According to the contract and its addendum, the goods could only be dispatched after the consignee confirmed their acceptance to the Polish railway and the transportation plans were subsequently approved in the Mesplan system. The contract also explicitly required the buyer to “actually procure the acceptance” of the seller’s transportation plans.
The seller submitted six transportation plans via the Meslan system. The consignee approved only two and failed to confirm the remaining four. As a result, the Polish railway refused to validate the unconfirmed plans. Consequently, Ukrainian Railways rejected those plans, leaving the seller unable to proceed with delivery within the agreed timeframe.
Despite this, even after the delivery period had expired, the seller offered the buyer an opportunity to arrange approval of new transportation plans. However, the buyer did not make use of this chance and continued to assert that the seller was at fault for partial non-delivery of the goods. As it became clear that the buyer had no intention of performing its obligations, the seller declared the buyer in default and initiated FOSFA arbitration to recover damages for the buyer’s non-acceptance of the goods.
Inna Stepanenko: What were the findings of the arbitral tribunal?
Viktor Pasichnyk: The first-tier arbitral tribunal upheld the seller’s claim, concluding that the buyer was obligated to procure the consignee’s confirmation of readiness to accept the goods, and had repudiated the contract by failing to do so. The tribunal determined that the default date was the date on which the seller accepted the buyer’s breach (approximately one month after the contractual delivery period had expired) and awarded the sellers around USD 2 million in damages.
Inna Stepanenko: Was there anything else particularly interesting in this case?
Viktor Pasichnyk: Yes. The buyer appealed the award to the FOSFA Board of Appeal. While the board upheld the first-tier tribunal’s finding that the buyer was liable for default damages, it took a different view on the date of default. The appeal board ruled that the default occurred on the first day after the expiry of the contractual delivery period. This conclusion was based on a recent English case of Ayhan Sezer v. Agroinvest, which was decided after the initial award.
To summarize, in the Ayhan Sezer case, the court clarified that a breach of contract occurs at the moment the contract is actually broken, not when the other party formally accepts the breach. So, even though the seller in our case attempted to keep the contract alive by offering additional opportunities to arrange new delivery plans, this did not change the fact that the breach had already taken place.
The board of appeal, therefore, determined that the default date was the actual date of breach – when the buyer put the seller in a groundless default immediately after the delivery period expired, not when the seller formally accepted this breach.
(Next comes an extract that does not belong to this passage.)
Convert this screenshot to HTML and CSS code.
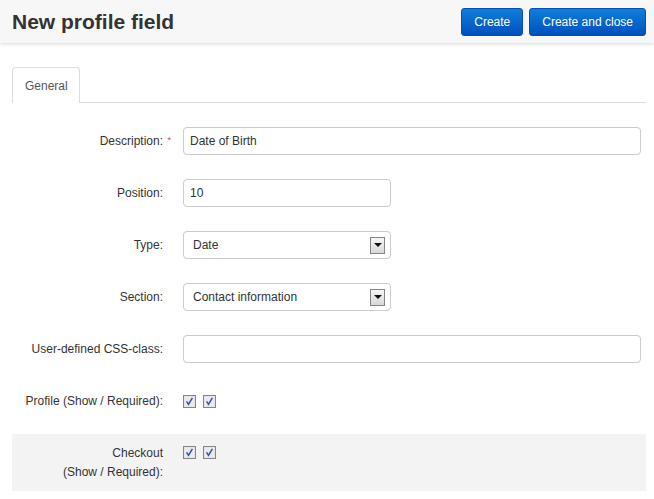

As a result, the awarded damages were significantly reduced – from around USD 2 million to approximately USD 600,000.
Inna Stepanenko: What are the broader implications of Ayhan Sezer v. Agroinvest for commodity trading?
Dmytro Izotov: It’s a very relevant question. The most immediate impact is that the number of cases in which the date of default would be considered to be the date of its acceptance will be much smaller, especially if that acceptance occurs long after the initial breach.
Practically speaking, this gives the breaching party greater control over the potential damages they might face. The innocent party can no longer delay acceptance of a breach in hopes for a better market price or more favourable conditions.
In today’s legal landscape, when facing a repudiation, the innocent party must act promptly: either accept the breach and proceed with a resale or conclude a substitute transaction. If, instead, the innocent party attempts to preserve the contract through negotiations, it assumes the market risk – and any negative price movements or losses that occur as a result of delay in reselling or securing a substitute transaction may not be recoverable.